Abstract:
Epilepsy is one of the most common and serious neurological disorders that affects a
significant amount of people around the world. It is characterized by sudden occurrence
of massive seizure attack, which is unpredictable in nature. The treatment of epilepsy is
often carried out through continuous monitoring of the patient using electroencephalogram
(EEG) signals. Since the EEG records are generally of long duration
and the number of patients is huge, an automatic system for diagnosis of epilepsy and
detection is necessary. In addition, it may aid in focal drug delivery and generating
alarm through an implantable device.
Various methods are available in the literature for automatic seizure detection from
EEG signals. The most promising performances are reported by those using timefrequency
transform domain techniques. Recently, the empirical mode decomposition
(EMD) has emerged as a simple and effective method for the analysis of time-series
data. Unlike time-frequency transforms, the EMD is data adaptive, not requiring any
basis function or assumption in regard to data linearity and stationarity. This is
particularly important given that the EEG signals are highly nonlinear and nonstationary.

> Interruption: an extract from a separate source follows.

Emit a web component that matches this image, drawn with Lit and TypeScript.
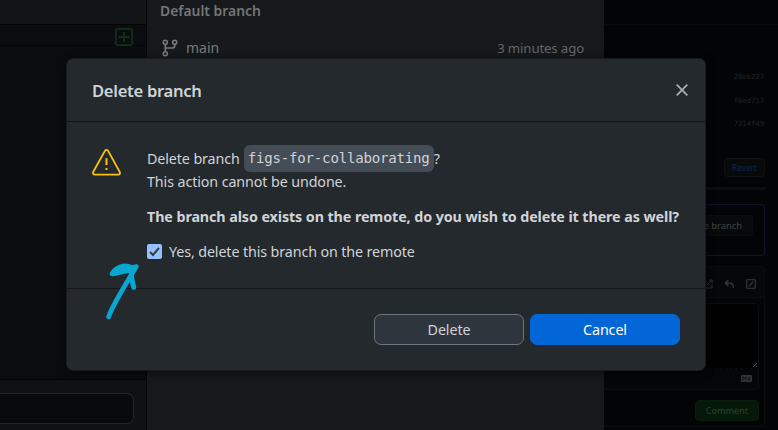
import { LitElement, html, css } from "lit";
import { customElement } from "lit/decorators.js";

const COMMITS = ["28eb227", "f6ed717", "7314f49"];

@customElement("branch-sidebar")
class BranchSidebar extends LitElement {
  static styles = css`
    :host { display: flex; flex-direction: column; box-sizing: border-box; width: 147px; height: 430px; background: #0b0c0f; border-right: 1px solid #040506; }
    .top { height: 24px; background: #111518; border-bottom: 1px solid #030405; }
    .tools { display: flex; justify-content: flex-end; align-items: center; padding: 0 13px 0 0; height: 20px; border-bottom: 1px solid #040506; }
    svg { display: block; margin-top: 3px; overflow: visible; }
    .list { flex: 1; }
    .foot { height: 51px; box-sizing: border-box; background: #0f1113; border-top: 1px solid #030405; padding: 13px 12px 0 0; }
    .input { height: 29px; border: 1px solid #242628; border-left: 0; border-radius: 0 7px 7px 0; background: #090a0c; }
  `;
  render() {
    return html`
      <div class="top"></div>
      <div class="tools">
        <svg width="18" height="18" viewBox="0 0 18 18" fill="none" stroke="#0d3418" stroke-width="1.6">
          <rect x="0.9" y="0.9" width="16.2" height="16.2" rx="1.3" />
          <path d="M9 4v10M4 9h10" stroke-width="1.8" />
        </svg>
      </div>
      <div class="list"></div>
      <div class="foot"><div class="input"></div></div>
    `;
  }
}

@customElement("branch-list")
class BranchList extends LitElement {
  static styles = css`
    :host { display: block; box-sizing: border-box; width: 457px; height: 430px; background: #16191c; padding: 0 20px 0 13px; color: #77797b; font: 14px/20px "Noto Sans", sans-serif; }
    .title { font-weight: 600; font-size: 13.9px; height: 20px; line-height: 21px; color: #747678; }
    .row { display: flex; align-items: center; margin-top: 18px; height: 20px; }
    .name { margin-left: 8px; flex: 1; font-size: 14px; }
    .time { font-size: 13.2px; letter-spacing: -0.12px; color: #626567; }
    svg { display: block; margin-left: 2px; }
  `;
  render() {
    return html`
      <div class="title">Default branch</div>
      <div class="row">
        <svg width="16" height="18" viewBox="0 0 16 18" fill="none" stroke="#77797b" stroke-width="1.6">
          <circle cx="3.3" cy="3.2" r="2" /><circle cx="3.3" cy="14.8" r="2" /><circle cx="12.7" cy="3.2" r="2" />
          <path d="M3.3 5.2v7.6M12.7 5.2v1.6a2.2 2.2 0 0 1-2.2 2.2h-7.2" />
        </svg>
        <span class="name">main</span>
        <span class="time">3 minutes ago</span>
      </div>
    `;
  }
}

@customElement("conversation-pane")
class ConversationPane extends LitElement {
  static styles = css`
    :host { display: flex; flex-direction: column; box-sizing: border-box; width: 174px; height: 430px; background: #030406; padding-right: 13px; overflow: hidden; font: 9px/12px "Noto Sans", sans-serif; color: #2c2e30; }
    .bar { height: 24px; margin-right: -13px; border-bottom: 1px solid #090a0b; }
    .commits { margin-top: 40px; text-align: right; font: 7.2px/23.6px "DejaVu Sans Mono", monospace; color: #232527; height: 70px; padding-right: 1px; }
    .commit { height: 23.6px; }
    .revert { align-self: flex-end; margin-top: 23px; box-sizing: border-box; width: 41px; height: 19px; border: 1px solid #101214; border-radius: 4px; background: #08090b; color: #0d2954; text-align: center; line-height: 17px; font-size: 8.3px; }
    .rule { height: 3px; margin-top: 10px; background: #0c0d0f; }
    .merged { box-sizing: border-box; height: 52px; margin-top: 14px; border: 1px solid #170f2d; border-left: 0; border-radius: 0 4px 4px 0; padding: 10px 11px 0 0; display: flex; justify-content: flex-end; align-items: flex-start; }
    .remove { height: 21px; box-sizing: border-box; padding: 0 10px; border-radius: 3px; background: #08090b; border: 1px solid #0c0d0f; line-height: 19px; font-size: 9.2px; font-weight: 500; color: #3c3e40; white-space: nowrap; }
    .box { box-sizing: border-box; height: 161px; margin-top: 10px; border: 1px solid #0c0d0f; border-left: 0; border-radius: 0 4px 4px 0; display: flex; flex-direction: column; }
    .icons { height: 30px; background: #06070a; border-bottom: 1px solid #0c0d0f; display: flex; justify-content: flex-end; align-items: center; padding-right: 8px; gap: 11px; }
    .icons svg { margin-top: 4px; }
    .editor { box-sizing: border-box; margin: 5px 5px 0 0; height: 87px; border: 1px solid #0c0d0f; border-left: 0; border-radius: 0 4px 4px 0; background: #050609; }
    .area { height: 65px; background: #000; display: flex; justify-content: flex-end; align-items: flex-end; border-radius: 0 3px 0 0; border-bottom: 1px dashed #0a0b0c; box-sizing: border-box; }
    .md { display: flex; justify-content: flex-end; padding: 6px 6px 0 0; }
    .send { align-self: flex-end; box-sizing: border-box; margin: 10px 5px 0 0; width: 64px; height: 21px; border-radius: 4px; background: #06180a; border: 1px solid #081d0d; color: #254129; text-align: center; line-height: 20px; font-size: 9px; font-weight: 500; }
    svg { display: block; }
  `;
  render() {
    return html`
      <div class="bar"></div>
      <div class="commits">${COMMITS.map((c) => html`<div class="commit">${c}</div>`)}</div>
      <div class="revert">Revert</div>
      <div class="rule"></div>
      <div class="merged"><div class="remove">Delete branch</div></div>
      <div class="box">
        <div class="icons">
          <svg width="9" height="10" viewBox="0 0 9 10" fill="none" stroke="#303234"><path d="M1 9h7V5M3 6L8 1M5 1h3.2v3M1 1h1" /></svg>
          <svg width="11" height="10" viewBox="0 0 11 10" fill="none" stroke="#3a3c3e" stroke-width="1.2"><path d="M4.4 1L1.2 4.1l3.2 3.1M1.2 4.1h4.6c2.6 0 3.7 1.6 3.7 4.6" /></svg>
          <svg width="10" height="10" viewBox="0 0 10 10" fill="none" stroke="#3a3c3e" stroke-width="1.1"><rect x=".7" y=".7" width="8.6" height="8.6" rx=".6" /><path d="M3 7L7 3" /></svg>
        </div>
        <div class="editor">
          <div class="area"><svg width="6" height="6" viewBox="0 0 6 6" stroke="#555"><path d="M1 5L5 1M4 5.2L5.2 4" /></svg></div>
          <div class="md"><svg width="11" height="7" viewBox="0 0 11 7"><rect width="11" height="7" rx="1" fill="#303234" /><path d="M2 5.3V1.8l1.5 1.7L5 1.8v3.5M8 1.6v3.3M6.7 3.8L8 5.1l1.3-1.3" fill="none" stroke="#08090b" stroke-width=".8" /></svg></div>
        </div>
        <div class="send">Comment</div>
      </div>
    `;
  }
}

@customElement("delete-dialog")
class DeleteDialog extends LitElement {
  static styles = css`
    :host { display: flex; flex-direction: column; box-sizing: border-box; width: 640px; height: 313px; border: 1px solid #191c1f; border-radius: 7px; background: #24292d; box-shadow: 0 2px 8px rgba(0, 0, 0, 0.55); color: #d0d3d7; font: 14.3px/23px "Noto Sans", sans-serif; letter-spacing: -0.11px; }
    .head { height: 62px; box-sizing: border-box; display: flex; align-items: center; justify-content: space-between; padding: 0 17px 0 25px; }
    .title { font-size: 16.6px; font-weight: 600; letter-spacing: -0.3px; }
    .body { box-sizing: border-box; height: 168px; border-top: 1px solid #141619; border-bottom: 1px solid #141619; display: flex; padding: 25px 0 0 25px; }
    .warn { margin: 2px 26px 0 0; }
    .copy { flex: 1; white-space: nowrap; }
    .line { height: 23px; display: flex; align-items: center; }
    .code { box-sizing: border-box; width: 190px; font: 14.1px/26px "DejaVu Sans Mono", monospace; letter-spacing: -0.22px; background: #444c56; border-radius: 6px; padding: 0 4px; height: 27px; margin-left: 4px; }
    .strong { margin-top: 12px; font-weight: 700; letter-spacing: -0.09px; }
    .check { margin-top: 12px; gap: 7px; letter-spacing: -0.12px; }
    .foot { display: flex; justify-content: flex-end; gap: 6px; padding: 25px 25px 0 0; }
    .btn { box-sizing: border-box; width: 150px; height: 31px; border: 1px solid #6e7681; border-radius: 7px; background: #2f353d; text-align: center; line-height: 29px; }
    .primary { background: #0366d6; border-color: #0366d6; color: #fff; }
    svg { display: block; }
  `;
  render() {
    return html`
      <div class="head">
        <span class="title">Delete branch</span>
        <svg width="12" height="12" viewBox="0 0 12 12" stroke="#a9adb1" stroke-width="1.8"><path d="M.7.7l10.6 10.6M11.3.7L.7 11.3" /></svg>
      </div>
      <div class="body">
        <svg class="warn" width="29" height="27" viewBox="0 0 29 27" fill="none" stroke="#fbc211" stroke-width="1.8" stroke-linejoin="round">
          <path d="M12.9 1.9L1.3 22.8c-.8 1.5 0 2.8 1.6 2.8h23.2c1.6 0 2.4-1.3 1.6-2.8L16.1 1.9c-.8-1.3-2.4-1.3-3.2 0z" />
          <path d="M14.5 9.3v6.6M14.5 18.9v2.2" stroke-width="2" />
        </svg>
        <div class="copy">
          <div class="line"><span>Delete branch</span><span class="code">figs-for-collaborating</span><span>?</span></div>
          <div class="line">This action cannot be undone.</div>
          <div class="line strong">The branch also exists on the remote, do you wish to delete it there as well?</div>
          <div class="line check">
            <svg width="15" height="15" viewBox="0 0 15 15"><rect width="15" height="15" rx="2" fill="#94c1fd" /><path d="M3 8l3 3 6-7.2" fill="none" stroke="#363b42" stroke-width="2" /></svg>
            <span>Yes, delete this branch on the remote</span>
          </div>
        </div>
      </div>
      <div class="foot"><div class="btn">Delete</div><div class="btn primary">Cancel</div></div>
    `;
  }
}

@customElement("app-root")
class AppRoot extends LitElement {
  static styles = css`
    :host { display: flex; position: relative; width: 778px; height: 430px; overflow: hidden; background: #030406; }
    delete-dialog { position: absolute; left: 66px; top: 58px; }
    .arrow { position: absolute; left: 100px; top: 258px; }
  `;
  render() {
    return html`
      <branch-sidebar></branch-sidebar>
      <branch-list></branch-list>
      <conversation-pane></conversation-pane>
      <delete-dialog></delete-dialog>
      <svg class="arrow" width="44" height="66" viewBox="0 0 44 66" fill="none" stroke="#06a7d0" stroke-linecap="round" stroke-linejoin="round">
        <path d="M8.7 58.7C13 46.5 21 34 35.5 10" stroke-width="4.8" />
        <path d="M31.5 13c-.6 6 .7 10 2.2 16.3" stroke-width="5" />
        <path d="M36.5 8.5L31.5 9.3C24 5.5 15 9.5 11.8 15.9C17 16.5 24 12.5 32 12.5Z" fill="#06a7d0" stroke-width="4.4" />
      </svg>
    `;
  }
}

However, limited amount of work is available in the literature that use the
EMD analyzing EEG signals to classify them for epilepsy diagnosis and seizure
detection.
In this thesis, efficient EMD-based methods are developed classification of EEG signal
for subsequent diagnosis of epilepsy and seizure detection. A comprehensive database
of EEG records, publicly available online is used for analyzed using statistical and
chaotic features extracted from the decomposed intrinsic mode functions. The ability of
these features in discriminating the EEG signals is extensively studied. Classification
systems are then developed using the statistical and chaotic features in an artificial
neural network (ANN). The performance of these classification systems is investigated
in terms of sensitivity, specificity and accuracy for various problems of classification
regarding real-life medical scenario of epilepsy diagnosis and detection of seizure
activity. The results show that the features extracted in EMD domain can classify the
EEGs with 100% sensitivity, 100% specificity and 100% accuracy in most of the cases,
while requiring reduced computational cost and fewer features. It is further observed
that the statistical features play the major role in improving the overall performance
compared to the chaotic ones. Finally, an extensive study is conducted to determine
whether statistical priors can capture the underlying statistics of EEG signals.